Most of us as parents in Seattle would not have known about Eli Broad and the Broad Foundation if some of us had not done some digging.
I have decided to change the title of this series of posts to “Hijacked!” because that is the sense that I have now about what has happened to our public educational system not only in Seattle but around the country.
My hope is that with this research and sharing of information, that people in other parts of the country stop and see what’s going on in their districts. This kind of takeover by business interests of public schools is happening in most urban centers. If it isn’t happening in your community, please make sure that it doesn’t. We as parents, educators and students need to have our voices heard. All of us need to be part of the conversation. When a district is run by Broad and Gates, no one outside their realm of associates has a voice in the decision-making process. You will not have a voice in the vision and goals of the schools in your communities. You will not have any say in the nature of individual schools, the curriculum or the caliber of teachers, principals or superintendents who are a part of those schools. You will have no control over how your children are taught and who teaches them. Capiche?

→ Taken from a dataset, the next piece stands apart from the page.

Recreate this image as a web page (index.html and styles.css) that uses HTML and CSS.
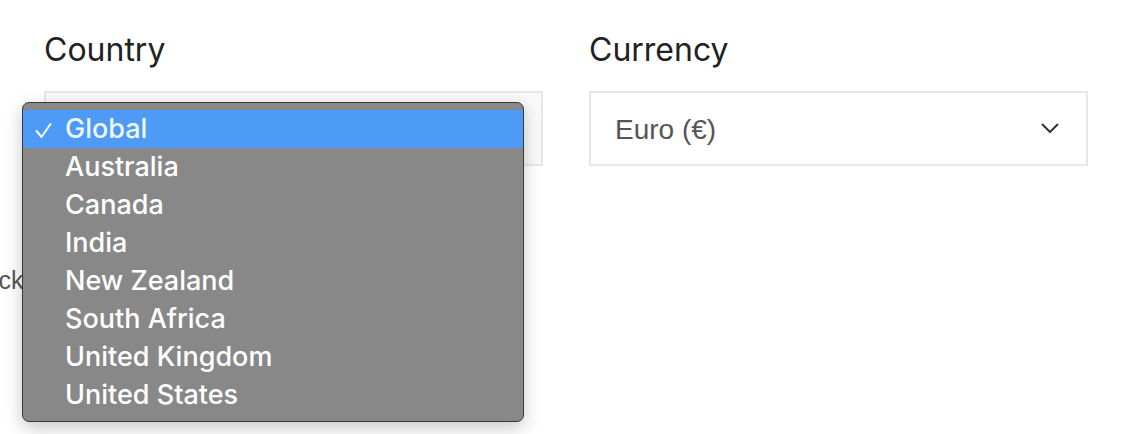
FILE: index.html
```html
<!DOCTYPE html>
<html lang="en">
<head>
<meta charset="utf-8">
<title>Settings</title>
<link rel="stylesheet" href="styles.css">
</head>
<body>
<div class="page">
  <div class="fields">
    <div class="field">
      <div class="label">Country</div>
      <div class="select select-open"></div>
    </div>
    <div class="field">
      <div class="label">Currency</div>
      <div class="select">
        <span class="value">Euro (€)</span>
        <svg class="chev" width="18" height="11" viewBox="0 0 18 11"><path d="M1.5 1.5 L9 9 L16.5 1.5" fill="none" stroke="#333" stroke-width="2" stroke-linecap="round" stroke-linejoin="round"/></svg>
      </div>
    </div>
  </div>
  <p class="note">Back to checkout</p>
  <ul class="menu">
    <li class="item selected"><svg class="check" width="17" height="17" viewBox="0 0 17 17"><path d="M1.5 9 L6.5 15 L15.5 2" fill="none" stroke="#f2f8ff" stroke-width="2" stroke-linecap="round" stroke-linejoin="round"/></svg>Global</li>
    <li class="item">Australia</li>
    <li class="item">Canada</li>
    <li class="item">India</li>
    <li class="item">New Zealand</li>
    <li class="item">South Africa</li>
    <li class="item">United Kingdom</li>
    <li class="item">United States</li>
  </ul>
</div>
</body>
</html>
```
FILE: styles.css
```css
html, body {
  margin: 0;
  padding: 0;
  background: #fff;
  overflow: hidden;
}
.page {
  position: relative;
  width: 1124px;
  height: 434px;
  font-family: "Liberation Sans", Arial, sans-serif;
}
.fields {
  display: flex;
  gap: 46px;
  padding: 30px 0 0 44px;
}
.field {
  width: 499px;
  display: flex;
  flex-direction: column;
  gap: 21px;
}
.label {
  font-family: Inter, "Liberation Sans", sans-serif;
  font-size: 32px;
  line-height: 40px;
  color: #222;
}
.select {
  box-sizing: border-box;
  height: 75px;
  border: 2px solid #e8e6e6;
  background: #fff;
  display: flex;
  align-items: center;
  justify-content: space-between;
  padding: 0 27px 0 24px;
}
.select-open {
  background: #f9f9f9;
}
.value {
  font-size: 28px;
  color: #555;
  padding-top: 2px;
}
.chev {
  display: block;
}
.note {
  margin: 0;
  position: absolute;
  left: -32px;
  top: 266px;
  font-size: 25px;
  color: #555;
  white-space: nowrap;
}
.menu {
  position: absolute;
  left: 22px;
  top: 102px;
  width: 502px;
  height: 320px;
  box-sizing: border-box;
  margin: 0;
  padding: 7px 0 0;
  list-style: none;
  background: #888888;
  border: 1px solid #3a3a3a;
  border-radius: 7px;
  box-shadow: 0 6px 18px rgba(0,0,0,0.22);
}
.item {
  position: relative;
  height: 38px;
  line-height: 38px;
  padding-left: 42px;
  font-family: Inter, "Liberation Sans", sans-serif;
  font-weight: 500;
  font-size: 27px;
  color: #fff;
}
.item.selected {
  background: #4d9bf7;
  color: #eef6ff;
}
.check {
  position: absolute;
  left: 12px;
  top: 12px;
}
```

Stay tuned for what might be the last installment in this series. Looking at my notes though, I see at least two more posts on the horizon. A lot has gone on in the last few years that needs to be described.
Post Script: Because this series is not about Randi Weingarten, the president of the American Federation of Teachers, I did not highlight the times that I saw her activities linked with Gates and Broad over the years but they are there.
She has developed a relationship with these people and it is coming to fruition for Gates and Broad. Bill Gates was the keynote speaker at the AFT Convention although it did cost him.
Just do a few googles, if you are interested, and you will see where her interests lie.
During my research, I did come across some universities that have trained superintendents and other top level school administrators. Harvard has a reputable program for example.
I think that the reason Broad grads have become so prominent recently is because of the Broad Foundation’s aggressive campaign to have Broad trained leadership in all urban areas and they are willing to pay large amounts of money directly to school districts to make that happen.
I’d been wondering how this all started. Not Broad coming in, but why there was a leadership vacuum in education that made it possible. At first, some of these ed reform ideas sounded wonderful, change that could really work. Necessary changes to fill leadership and funding gaps. Why weren’t there other sources of competent superintendents and training for school boards?
I just read this essay that offered some insight. “Reagan set a tone as governor of California that metastasized across the nation through the 1970s and became federal policy when he was elected president in 1980. By the time he left offi ce in 1988, federal funding for education in the United States had declined from 12 percent of total national educational spending in 1980 to just 6 percent.”
Thanks Dora for succinctly summarizing what has been going on here.
The goal is automation to what the billionaire boys want.
They don’t care if families and kids want this. Apparently public education isn’t about the public anymore.